I will tell you what happened.
It was a lovely weekend in London. We had seen the most amazing "Les Miserables" at the Queens Theatre, and stayed with friends. Somewhat tired we headed for Euston station. The traffic was appalling, it being the last day of the Paralympics. We missed the train by a minute!
We had booked an advance first class ticket which could not be changed. In naivety, it being a Sunday afternnoon, and not too busy I thought they may let us off? We decided to get the next train which was 20 minutes later. When I got to the barrier, I was met with a very stoney faced young ticket inspector. No plesantries, just.
"You can't travel on this train you willl have to buy another ticket sir."
After machine twiddling "£194 for the three of you sir". I had paid just a little more than that for return tickets First Class.
"Is that the First Class price?"
"No sir, would you like to upgrade?" At that I got sarcastic, and told my wife, who was trying to calm me down, to let the ticket inspector rip us off because that was her job, and no wonder Virgin had lost the franchise. My wife pulled me away, and we got on the train.
We realised she had overcharged us by giving us a Manchester ticket. We sat in first class thinking another ticket inspector may let us off. Who should turn up? - the same officious young lady, wearing, I noticed, army boots. Who wears army boots in 30 degrees centrigade? Yes it was very hot too.
"Did you change your mind about the upgrade sir?"
I had deputised my wife to talk, as there was steam coming out of my ears. We paid the reduced price of £175, not the upgrade to First Class, and were asked if we needed help carrying our bags though 5 carriages out of First Class into economy. I was muttering that I enjoyed paying twice for one train journey, and would have been able to travel to Alicante for the same price with Easy Jet.

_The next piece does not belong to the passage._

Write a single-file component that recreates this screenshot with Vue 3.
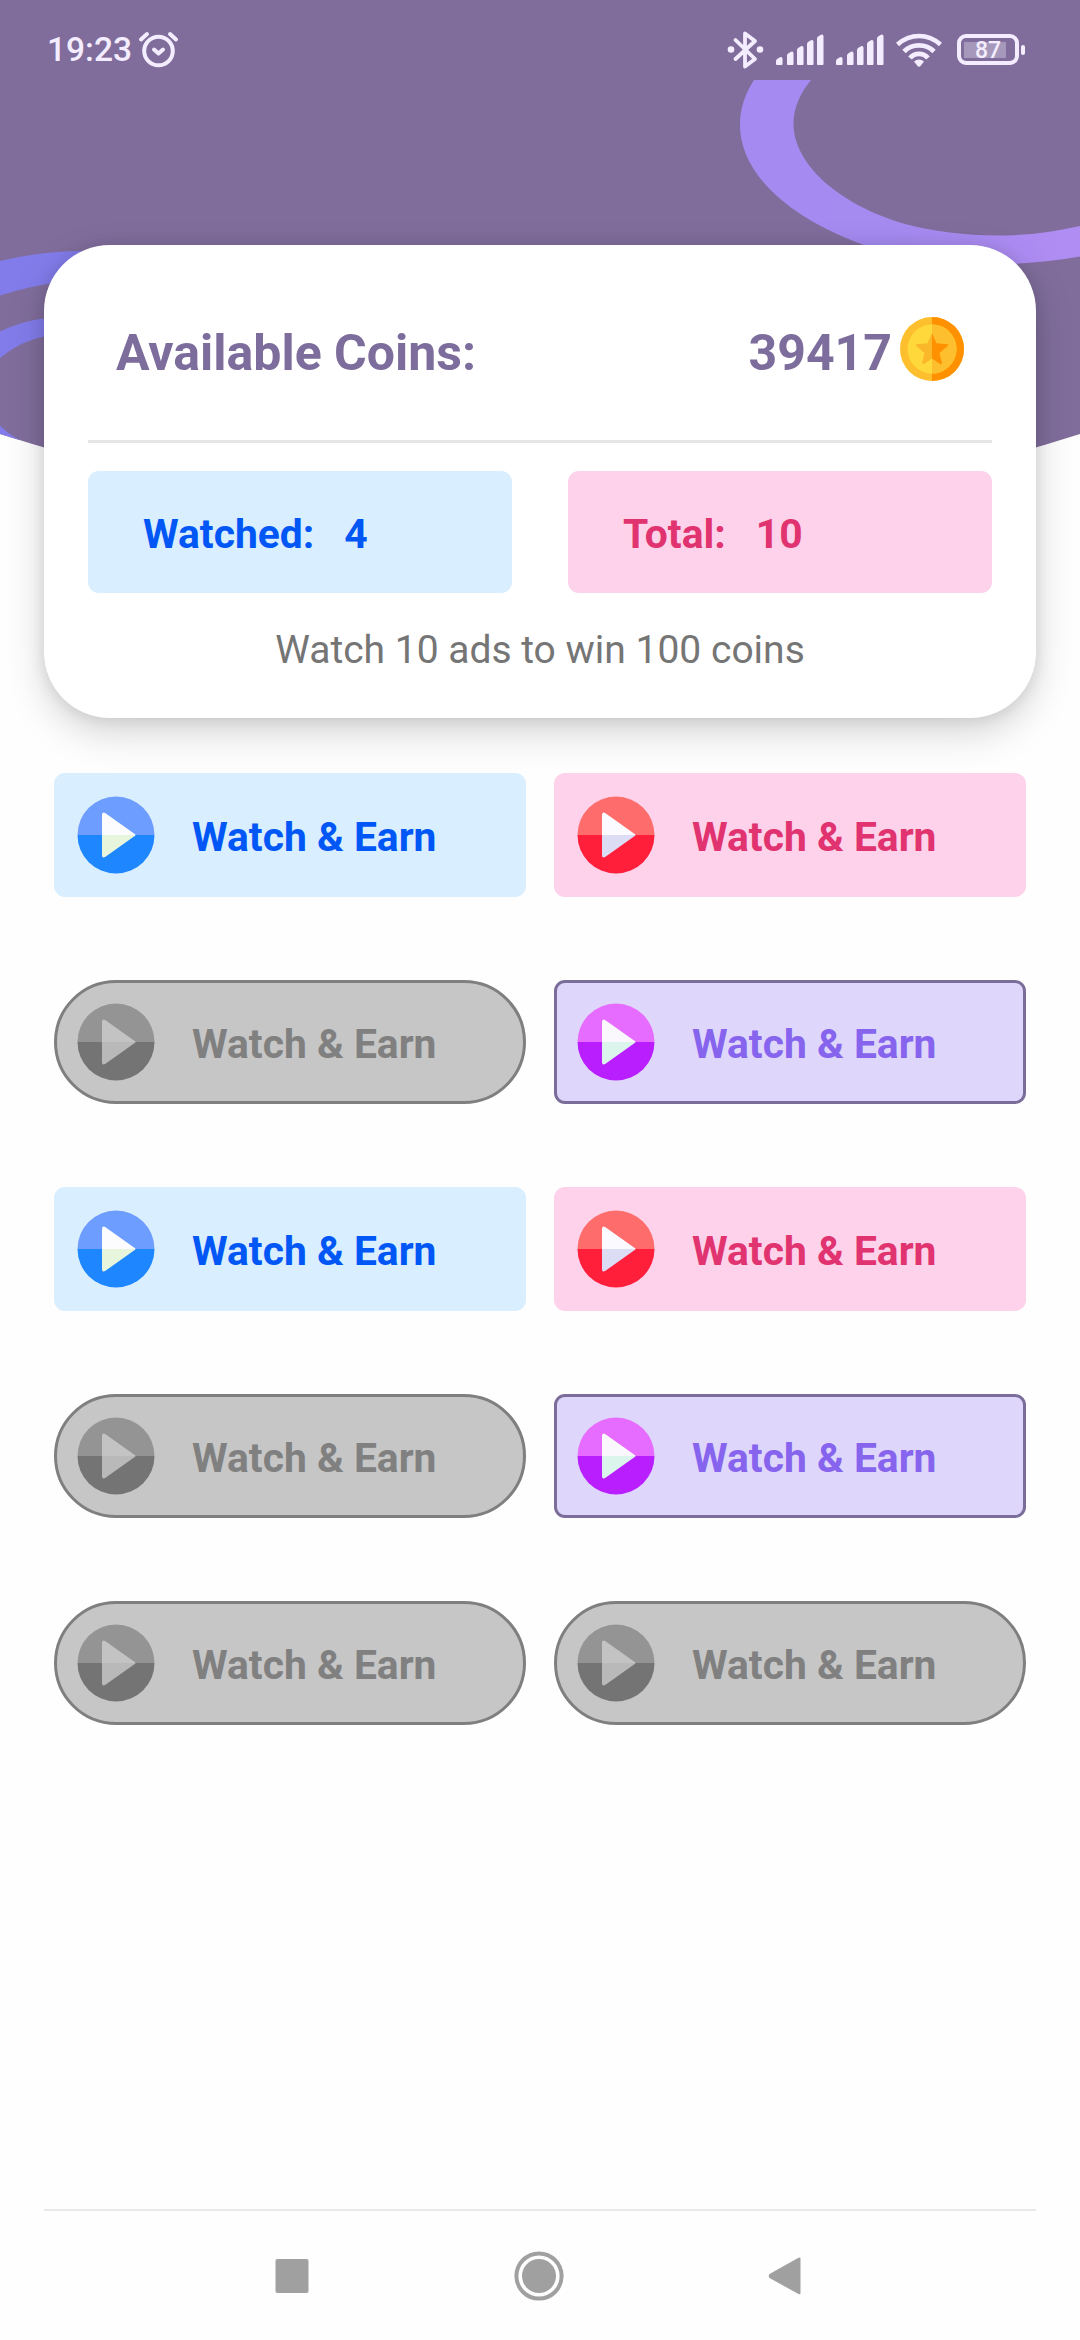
<script setup>
const themes = {
  blue: { top: '#6c9dff', bottom: '#1e87ff', playTop: '#fcfcff', playBottom: '#e6f5dc' },
  pink: { top: '#ff6c6c', bottom: '#ff1f3b', playTop: '#fafaff', playBottom: '#dcdcf5' },
  gray: { top: '#949494', bottom: '#747474', playTop: '#c3c3c3', playBottom: '#b9b9b9' },
  purple: { top: '#e66cff', bottom: '#b91eff', playTop: '#faf8fc', playBottom: '#dcf5ec' },
}

const buttons = ['blue', 'pink', 'gray', 'purple', 'blue', 'pink', 'gray', 'purple', 'gray', 'gray']
const signals = [0, 1]
const bars = [
  { x: 0, y: 23, h: 8 },
  { x: 11, y: 17.5, h: 13.5 },
  { x: 21, y: 12, h: 19 },
  { x: 31, y: 6, h: 25 },
  { x: 41, y: 0.5, h: 30.5 },
]
</script>

<template>
  <div class="screen">
    <svg class="backdrop" viewBox="0 0 1080 520" width="1080" height="520" aria-hidden="true">
      <defs>
        <clipPath id="dome"><path d="M0 0H1080V434Q810 520 540 520Q270 520 0 434Z" /></clipPath>
        <linearGradient id="ring" x1="740" x2="1080" y1="0" y2="0" gradientUnits="userSpaceOnUse">
          <stop offset="0" stop-color="#a58af2" />
          <stop offset=".45" stop-color="#a58af0" />
          <stop offset="1" stop-color="#b08df3" />
        </linearGradient>
      </defs>
      <g clip-path="url(#dome)">
        <rect width="1080" height="520" fill="#806d9c" />
        <path
          fill="url(#ring)"
          d="M754 80C745 94 740 108 740 125C740 170 782 215 864 245C930 270 1010 268 1080 256.500V226C1020 240 960 238 905 224C837 204 793.500 163 793.500 124C793.500 107 801 92 811 80Z"
        />
        <path fill="#827cea" d="M0 261Q42 251 84 251L60 282Q30 286 0 295.500Z" />
        <path fill="#827cea" d="M0 331.500Q22 321 46 318V336Q20 341 0 358Z" />
        <path fill="#827cea" d="M0 425.500Q8 434 20 440L0 440Z" />
      </g>
    </svg>

    <header class="status">
      <div class="status-left">
        <span class="clock">19:23</span>
        <svg class="alarm" width="42" height="38" viewBox="0 0 42 38" fill="none" stroke="#f4edff" stroke-linecap="round" stroke-linejoin="round">
          <circle cx="20.500" cy="20" r="14.300" stroke-width="4" />
          <path stroke-width="4" d="M3 8.500L9 3M32 3L38 8.500M16 18.500L20.500 22.500L25 18.500" />
        </svg>
      </div>
      <div class="status-right">
        <svg class="bluetooth" width="38" height="40" viewBox="0 0 38 40">
          <path d="M8.500 10L28 29L18 36.500V3.500L28 11L8.500 29" fill="none" stroke="#f4edff" stroke-width="3.800" stroke-linejoin="round" stroke-linecap="round" />
          <circle cx="4" cy="19.500" r="3.300" fill="#f4edff" />
          <circle cx="33" cy="19.500" r="3.300" fill="#f4edff" />
        </svg>
        <svg v-for="s in signals" :key="s" class="signal" width="48" height="32" viewBox="0 0 48 32" fill="#f4edff">
          <path v-for="b in bars" :key="b.x" :d="`M${b.x} ${b.y + 4}Q${b.x} ${b.y + 2.5} ${b.x + 1.500} ${b.y + 1.700}L${b.x + 4} ${b.y + .3}Q${b.x + 6.500} ${b.y - .5} ${b.x + 6.500} ${b.y + 2}V${b.y + b.h - 1}q0 1 -1 1h-4.500q-1 0 -1 -1Z`" />
        </svg>
        <svg class="wifi" width="46" height="34" viewBox="0 0 46 34">
          <g fill="none" stroke="#f4edff" stroke-width="4.700">
            <path d="M1.500 11.500Q11 3 23 3T44.500 11.500" />
            <path d="M8 18.500Q14 12.300 23 12.300T38 18.500" />
            <path d="M14 25Q17.500 20.800 23 20.800T32 25" />
          </g>
          <path fill="#f4edff" d="M18 28.500Q23 24.500 28 28.500L24.500 33Q23 34.300 21.500 33Z" />
        </svg>
        <div class="battery"><span class="level"></span><span class="percent">87</span></div>
        <span class="battery-tip"></span>
      </div>
    </header>

    <section class="card">
      <div class="balance">
        <span>Available Coins:</span>
        <span class="amount">
          <span>39417</span>
          <svg width="64" height="64" viewBox="0 0 64 64" aria-hidden="true">
            <circle cx="32" cy="32" r="32" fill="#fdbf2e" />
            <path d="M32 0a32 32 0 0 1 0 64Z" fill="#ff9100" />
            <circle cx="32" cy="32" r="24.500" fill="#ffd93b" />
            <path d="M32 7.500a24.500 24.500 0 0 1 0 49Z" fill="#fdbf2e" />
            <path d="M32 16L27.500 26.300L16.300 27.300Q15.500 28 16.300 29L24.500 36L22 46Q22.500 47.500 24 47L32 41.500Z" fill="#fbb72a" />
            <path d="M32 16L36.500 26.300L47.700 27.300Q48.500 28 47.700 29L39.500 36L42 46Q41.500 47.500 40 47L32 41.500Z" fill="#ff9100" />
          </svg>
        </span>
      </div>
      <hr class="divider" />
      <div class="stats">
        <div class="stat blue"><span>Watched:</span><span>4</span></div>
        <div class="stat pink"><span>Total:</span><span>10</span></div>
      </div>
      <p class="hint">Watch 10 ads to win 100 coins</p>
    </section>

    <main class="grid">
      <button v-for="(name, i) in buttons" :key="i" class="watch" :class="name" type="button">
        <svg width="78" height="78" viewBox="0 0 78 78" aria-hidden="true">
          <path d="M0.500 39a38.500 38.500 0 0 1 77 0Z" :fill="themes[name].top" />
          <path d="M0.500 39a38.500 38.500 0 0 0 77 0Z" :fill="themes[name].bottom" />
          <path d="M25 39V19Q25 15 28.500 17.200L57 37.500Q58.500 38.300 58.500 39Z" :fill="themes[name].playTop" />
          <path d="M25 39V59Q25 63 28.500 60.800L57 40.500Q58.500 39.700 58.500 39Z" :fill="themes[name].playBottom" />
        </svg>
        <span>Watch &amp; Earn</span>
      </button>
    </main>

    <footer class="bottom">
      <div class="rule"></div>
      <nav class="nav">
        <svg width="34" height="34" viewBox="0 0 34 34"><rect width="33" height="34" x=".5" rx="2" fill="#a0a0a0" /></svg>
        <svg width="50" height="50" viewBox="0 0 50 50">
          <circle cx="25" cy="25" r="22.600" fill="none" stroke="#a0a0a0" stroke-width="4" />
          <circle cx="25" cy="25" r="17" fill="#a0a0a0" />
        </svg>
        <svg width="34" height="38" viewBox="0 0 34 38"><path d="M30.500 .8Q32.500 0 32.500 2V36Q32.500 38 30.500 37L1.500 21Q0 19 1.500 17Z" fill="#a0a0a0" /></svg>
      </nav>
    </footer>
  </div>
</template>

<style>
body {
  margin: 0;
  background: #fefefe;
}
</style>

<style scoped>
.screen {
  position: relative;
  display: flex;
  flex-direction: column;
  box-sizing: border-box;
  width: 1080px;
  height: 2340px;
  overflow: hidden;
  background: #fefefe;
  font-family: Roboto, sans-serif;
}
.backdrop {
  position: absolute;
  top: 0;
  left: 0;
}
.status {
  position: relative;
  display: flex;
  justify-content: space-between;
  box-sizing: border-box;
  height: 100px;
  padding: 0 55px 0 47px;
  color: #f4edff;
}
.status-left,
.status-right {
  display: flex;
  align-items: center;
  height: 99px;
}
.clock {
  font-size: 33.5px;
  font-weight: 500;
  line-height: 40px;
}
.alarm {
  margin-left: 6px;
}
.bluetooth {
  margin-right: 11px;
}
.signal {
  margin-right: 12px;
}
.wifi {
  margin-right: 15px;
}
.battery {
  display: grid;
  place-items: center;
  box-sizing: border-box;
  width: 62px;
  height: 31px;
  border: 4px solid #f4edff;
  border-radius: 9px;
}
.level,
.percent {
  grid-area: 1 / 1;
}
.level {
  justify-self: start;
  width: 42px;
  height: 16px;
  margin-left: 3px;
  background: #a698bb;
}
.percent {
  margin-top: 1px;
  font-size: 23px;
  font-weight: 500;
  line-height: 23px;
}
.battery-tip {
  width: 4px;
  height: 10px;
  margin-left: 2px;
  border-radius: 2px;
  background: #f4edff;
}
.card {
  position: relative;
  box-sizing: border-box;
  height: 473px;
  margin: 145px 44px 0;
  padding: 0 44px;
  border-radius: 66px;
  background: #fff;
  box-shadow: 0 14px 38px rgba(0, 0, 0, 0.17), 0 1px 16px rgba(0, 0, 0, 0.1);
}
.balance {
  display: flex;
  align-items: center;
  justify-content: space-between;
  box-sizing: border-box;
  height: 195px;
  padding: 20px 28px 0;
  color: #7d6d9c;
  font-size: 50px;
  font-weight: 700;
}
.amount {
  display: flex;
  align-items: center;
  gap: 8px;
}
.amount svg {
  margin-top: -7px;
}
.divider {
  height: 3px;
  margin: 0;
  border: 0;
  background: #e6e6e6;
}
.stats {
  display: grid;
  grid-template-columns: 1fr 1fr;
  gap: 56px;
  margin-top: 28px;
}
.stat {
  display: flex;
  align-items: center;
  gap: 30px;
  box-sizing: border-box;
  height: 122px;
  padding: 4px 0 0 55px;
  border-radius: 11px;
  font-size: 40.8px;
  font-weight: 700;
}
.hint {
  margin: 34px 0 0;
  color: #757575;
  font-size: 39px;
  line-height: 46px;
  text-align: center;
}
.blue {
  background: #d9eefe;
  color: #0057f5;
}
.pink {
  background: #fdd2ea;
  color: #e0336f;
}
.purple {
  border: 3px solid #7a6d9a;
  background: #dfd7fb;
  color: #8664ee;
}
.gray {
  border: 3px solid #7f7f7f;
  background: #c6c6c6;
  color: #808080;
}
.grid {
  display: grid;
  grid-template-columns: 472px 472px;
  gap: 83px 28px;
  margin: 55px 54px 0;
}
.watch {
  display: flex;
  align-items: center;
  box-sizing: border-box;
  height: 124px;
  padding: 0 0 0 23px;
  border-width: 0;
  border-radius: 11px;
  font-family: inherit;
  font-size: 40.8px;
  font-weight: 700;
}
.watch.purple,
.watch.gray {
  padding-left: 20px;
  border-width: 3px;
}
.watch.gray {
  border-radius: 62px;
}
.watch span {
  margin: 4px 0 0 37px;
}
.bottom {
  margin-top: auto;
  height: 131px;
}
.rule {
  height: 2px;
  margin: 0 44px;
  background: #e9e9e9;
}
.nav {
  display: flex;
  align-items: center;
  justify-content: space-between;
  height: 129px;
  padding: 0 278px 0 275px;
}
</style>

So that is the price you pay for being firstly angry, and secondly falling for a bargain. I have been travelling to London regularly for the last 18 years, and witnessed the price treble when Virgin took over. The food changed from a full silver service dinner to very small snack meal, then sandwiches. The service is usually good, but the profit maximised. I have seen the island which Branson owns in the Carribean. I think I have nearly paid for it.
I am sure my child abuse clients felt angry when abuse of power befell them, but in a much more serious way of course. I have got over my anger now, because I was able to give a little of what I got. Sadly, they never did, and regret it for the rest of their life.